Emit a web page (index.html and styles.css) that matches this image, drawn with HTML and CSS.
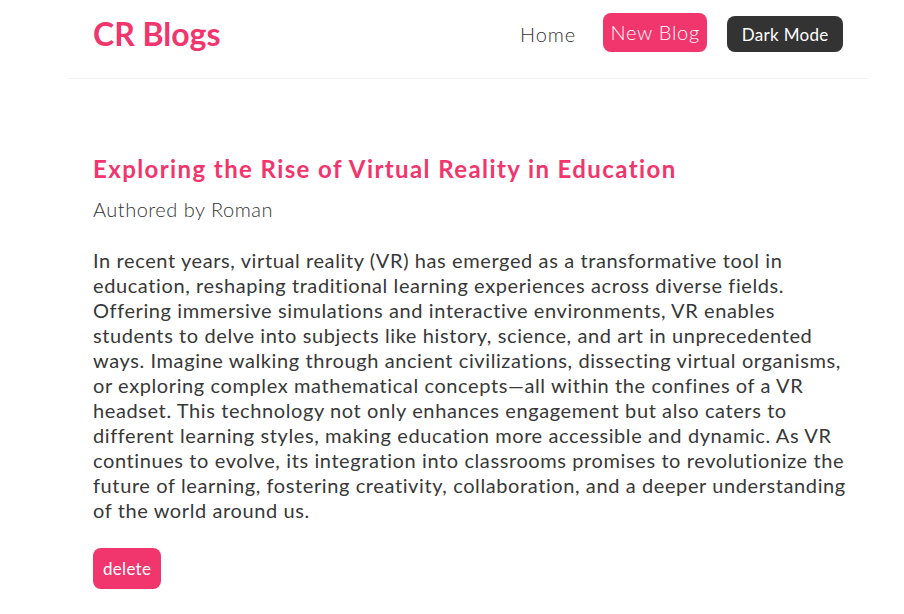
FILE: index.html
```html
<!DOCTYPE html>
<html lang="en">
<head>
<meta charset="utf-8">
<title>CR Blogs</title>
<link rel="stylesheet" href="styles.css">
</head>
<body>
<div class="app">
  <nav class="navbar">
    <h1 class="brand">CR Blogs</h1>
    <div class="links">
      <a href="#" class="link">Home</a>
      <a href="#" class="link link-new">New Blog</a>
      <button class="dark-btn">Dark Mode</button>
    </div>
  </nav>
  <div class="content">
    <article class="blog-details">
      <h2 class="title">Exploring the Rise of Virtual Reality in Education</h2>
      <p class="author">Authored by Roman</p>
      <div class="body">In recent years, virtual reality (VR) has emerged as a transformative tool in education, reshaping traditional learning experiences across diverse fields. Offering immersive simulations and interactive environments, VR enables students to delve into subjects like history, science, and art in unprecedented ways. Imagine walking through ancient civilizations, dissecting virtual organisms, or exploring complex mathematical concepts—all within the confines of a VR headset. This technology not only enhances engagement but also caters to different learning styles, making education more accessible and dynamic. As VR continues to evolve, its integration into classrooms promises to revolutionize the future of learning, fostering creativity, collaboration, and a deeper understanding of the world around us.</div>
      <button class="delete-btn">delete</button>
    </article>
  </div>
</div>
</body>
</html>
```
FILE: styles.css
```css
* { box-sizing: border-box; }
html, body { margin: 0; padding: 0; background: #fff; }
body {
  font-family: Lato, "Noto Sans", sans-serif;
  color: #333;
}
.app { width: 800px; margin-left: 68px; }
.navbar {
  display: flex;
  align-items: center;
  height: 79px;
  padding: 0 25px 11px;
  border-bottom: 1px solid #f2f2f2;
}
.brand {
  margin: 0;
  font-size: 32px;
  font-weight: 700;
  color: #f1356d;
  line-height: 1;
}
.links { margin-left: auto; display: flex; align-items: center; }
.link {
  font-size: 20px;
  font-weight: 300;
  letter-spacing: 0.9px;
  color: #333;
  text-decoration: none;
  padding: 6px 8px;
  margin-left: 20px;
}
.link-new {
  background: #f1356d;
  color: #fff;
  border-radius: 8px;
  letter-spacing: 0.7px;
  padding: 7px 7.5px 8px;
  margin-left: 19px;
  margin-top: -2px;
}
.dark-btn {
  margin-left: 20px;
  background: #333;
  color: #fff;
  border: 0;
  border-radius: 8px;
  font-family: inherit;
  font-size: 17px;
  letter-spacing: 0.3px;
  height: 36px;
  padding: 0 14.5px;
  margin-top: 1px;
}
.content { padding: 75px 17px 20px 25px; }
.title {
  margin: 0 0 12px;
  font-size: 24px;
  font-weight: 700;
  letter-spacing: 1.4px;
  color: #f1356d;
  line-height: 30px;
}
.author {
  margin: 0;
  font-size: 20px;
  font-weight: 300;
  letter-spacing: 0.5px;
  line-height: 26px;
}
.body {
  margin: 26px 0 25px;
  font-size: 20px;
  font-weight: 400;
  letter-spacing: 0.6px;
  line-height: 25px;
  color: #383838;
}
.delete-btn {
  background: #f1356d;
  color: #fff;
  border: 0;
  border-radius: 8px;
  font-family: inherit;
  font-size: 17px;
  letter-spacing: 0.3px;
  height: 41px;
  padding: 0 10px;
}
```
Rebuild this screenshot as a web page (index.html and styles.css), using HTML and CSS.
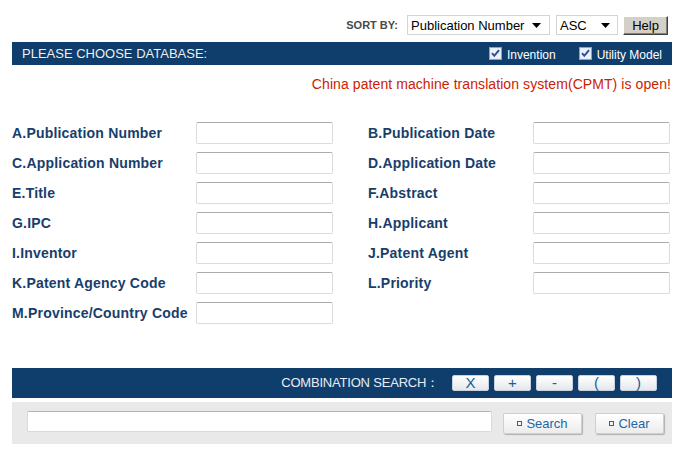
FILE: index.html
```html
<!DOCTYPE html>
<html>
<head>
<meta charset="utf-8">
<title>Patent Search</title>
<link rel="stylesheet" href="styles.css">
</head>
<body>
<div class="page">
  <div class="sortbar">
    <span class="sort-label">SORT BY:</span>
    <span class="select select-field">Publication Number<svg class="caret" width="9" height="5" viewBox="0 0 9 5"><path d="M0 0H9L4.5 5Z" fill="#000"/></svg></span>
    <span class="select select-order">ASC<svg class="caret" width="9" height="5" viewBox="0 0 9 5"><path d="M0 0H9L4.5 5Z" fill="#000"/></svg></span>
    <button class="help">Help</button>
  </div>

  <div class="dbbar">
    <span class="dbtitle">PLEASE CHOOSE DATABASE:</span>
    <label class="check"><svg width="13" height="13" viewBox="0 0 13 13"><rect x="0.5" y="0.5" width="12" height="12" fill="#dfe6f1" stroke="#8ca2c6"/><rect x="1.5" y="1.5" width="10" height="10" fill="#eef2f8"/><path d="M3 6.2L5.3 8.8L10 3.2" fill="none" stroke="#2c4f9a" stroke-width="2"/></svg>Invention</label>
    <label class="check"><svg width="13" height="13" viewBox="0 0 13 13"><rect x="0.5" y="0.5" width="12" height="12" fill="#dfe6f1" stroke="#8ca2c6"/><rect x="1.5" y="1.5" width="10" height="10" fill="#eef2f8"/><path d="M3 6.2L5.3 8.8L10 3.2" fill="none" stroke="#2c4f9a" stroke-width="2"/></svg>Utility Model</label>
  </div>

  <p class="notice">China patent machine translation system(CPMT) is open!</p>

  <div class="form">
    <div class="field"><label>A.Publication Number</label><input type="text"></div>
    <div class="field right"><label>B.Publication Date</label><input type="text"></div>
    <div class="field"><label>C.Application Number</label><input type="text"></div>
    <div class="field right"><label>D.Application Date</label><input type="text"></div>
    <div class="field"><label>E.Title</label><input type="text"></div>
    <div class="field right"><label>F.Abstract</label><input type="text"></div>
    <div class="field"><label>G.IPC</label><input type="text"></div>
    <div class="field right"><label>H.Applicant</label><input type="text"></div>
    <div class="field"><label>I.Inventor</label><input type="text"></div>
    <div class="field right"><label>J.Patent Agent</label><input type="text"></div>
    <div class="field"><label>K.Patent Agency Code</label><input type="text"></div>
    <div class="field right"><label>L.Priority</label><input type="text"></div>
    <div class="field"><label>M.Province/Country Code</label><input type="text"></div>
  </div>

  <div class="combobar">
    <span class="combotitle">COMBINATION SEARCH：</span>
    <button class="op">X</button>
    <button class="op">+</button>
    <button class="op">-</button>
    <button class="op">(</button>
    <button class="op">)</button>
  </div>

  <div class="searchpanel">
    <input type="text" class="query">
    <button class="action action-search"><span class="sq"></span>Search</button>
    <button class="action action-clear"><span class="sq"></span>Clear</button>
  </div>
</div>
</body>
</html>
```

FILE: styles.css
```css
* { box-sizing: border-box; }
body {
  margin: 0;
  background: #fff;
  font-family: "Liberation Sans", Arial, sans-serif;
}
.page {
  padding: 0 12px;
}
.sortbar {
  display: flex;
  justify-content: flex-end;
  align-items: center;
  padding-top: 15px;
  padding-right: 4px;
  height: 35px;
}
.sort-label {
  font-size: 11px;
  font-weight: bold;
  color: #4a4a4a;
  margin-right: 9px;
}
.select {
  display: flex;
  align-items: center;
  justify-content: space-between;
  height: 20px;
  border: 1px solid #d4d4d4;
  font-size: 13px;
  color: #000;
  padding: 0 8px 0 3px;
  white-space: nowrap;
}
.select-field { width: 143px; }
.select-order { width: 62px; margin-left: 6px; padding-right: 7px; }
.caret { flex: none; }
.help {
  margin-left: 5px;
  width: 45px;
  height: 19px;
  background: #d4d0c8;
  border: 1px solid;
  border-color: #fff #404040 #404040 #fff;
  box-shadow: inset -1px -1px 0 #808080;
  font-family: "Liberation Sans", Arial, sans-serif;
  font-size: 13px;
  color: #000;
  padding: 0;
}
.dbbar {
  margin-top: 7px;
  height: 23px;
  background: #0f3e6c;
  display: flex;
  align-items: center;
  padding: 0 10px;
}
.dbtitle {
  flex: 1;
  font-size: 13px;
  color: #eef2f7;
  text-shadow: 0 0 1px #0a2a4a;
}
.check {
  display: flex;
  align-items: center;
  font-size: 12px;
  color: #fff;
  margin-top: 3px;
}
.check svg { margin-right: 5px; margin-top: -3px; }
.check + .check { margin-left: 23px; }
.notice {
  margin: 11px 1px 0 0;
  text-align: right;
  font-size: 14px;
  line-height: 16px;
  letter-spacing: 0.08px;
  color: #cc2200;
}
.form {
  margin-top: 30px;
  display: grid;
  grid-template-columns: 321px 302px;
  column-gap: 35px;
  row-gap: 8px;
}
.field {
  display: flex;
  align-items: center;
  height: 22px;
}
.field label {
  flex: 1;
  font-size: 14px;
  font-weight: bold;
  letter-spacing: 0.2px;
  color: #183e6c;
  white-space: nowrap;
}
.field input {
  width: 137px;
  height: 22px;
  border: 1px solid #dcdcdc;
  border-top-color: #ababab;
  border-radius: 2px;
  background: #fff;
}
.combobar {
  margin-top: 44px;
  height: 30px;
  background: #0f3e6c;
  display: flex;
  align-items: center;
  justify-content: flex-end;
  padding-right: 15px;
}
.combotitle {
  font-size: 13px;
  color: #e6edf5;
  margin-right: 13px;
  letter-spacing: -0.2px;
}
.op {
  width: 37px;
  height: 16px;
  margin-left: 5px;
  padding: 0;
  border: 1px solid #c9d2dc;
  border-radius: 2px;
  background: linear-gradient(#ffffff, #e4e8ec);
  font-family: "Liberation Sans", Arial, sans-serif;
  font-size: 15px;
  line-height: 14px;
  color: #1b5c96;
}
.op:first-of-type { margin-left: 0; }
.searchpanel {
  margin-top: 4px;
  height: 42px;
  background: #e9e9e9;
  display: flex;
  align-items: flex-start;
  padding: 9px 8px 0 15px;
}
.query {
  width: 465px;
  height: 21px;
  border: 1px solid #dadada;
  border-top-color: #b4b4b4;
  border-radius: 2px;
  background: #fff;
}
.action {
  margin-top: 2px;
  height: 21px;
  display: flex;
  align-items: center;
  justify-content: center;
  border: 1px solid #cfcfcf;
  border-radius: 2px;
  background: linear-gradient(#ffffff, #ececec);
  box-shadow: 1px 1px 1px rgba(0,0,0,0.25);
  font-family: "Liberation Sans", Arial, sans-serif;
  font-size: 13px;
  color: #2067a8;
  padding: 0;
}
.action-search { width: 79px; margin-left: 11px; }
.action-clear { width: 69px; margin-left: 13px; }
.sq {
  width: 5px;
  height: 5px;
  border: 1px solid #2067a8;
  margin-right: 4px;
}
```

EXERCISE REQUIREMENTS —
Return each line of the data that contains the string "index".

SOLUTION TO THE PROBLEM —
Emit a web page (index.html and styles.css) that matches this image, drawn with HTML and CSS.
FILE: index.html
Rebuild this screenshot as a web page (index.html and styles.css), using HTML and CSS.
FILE: index.html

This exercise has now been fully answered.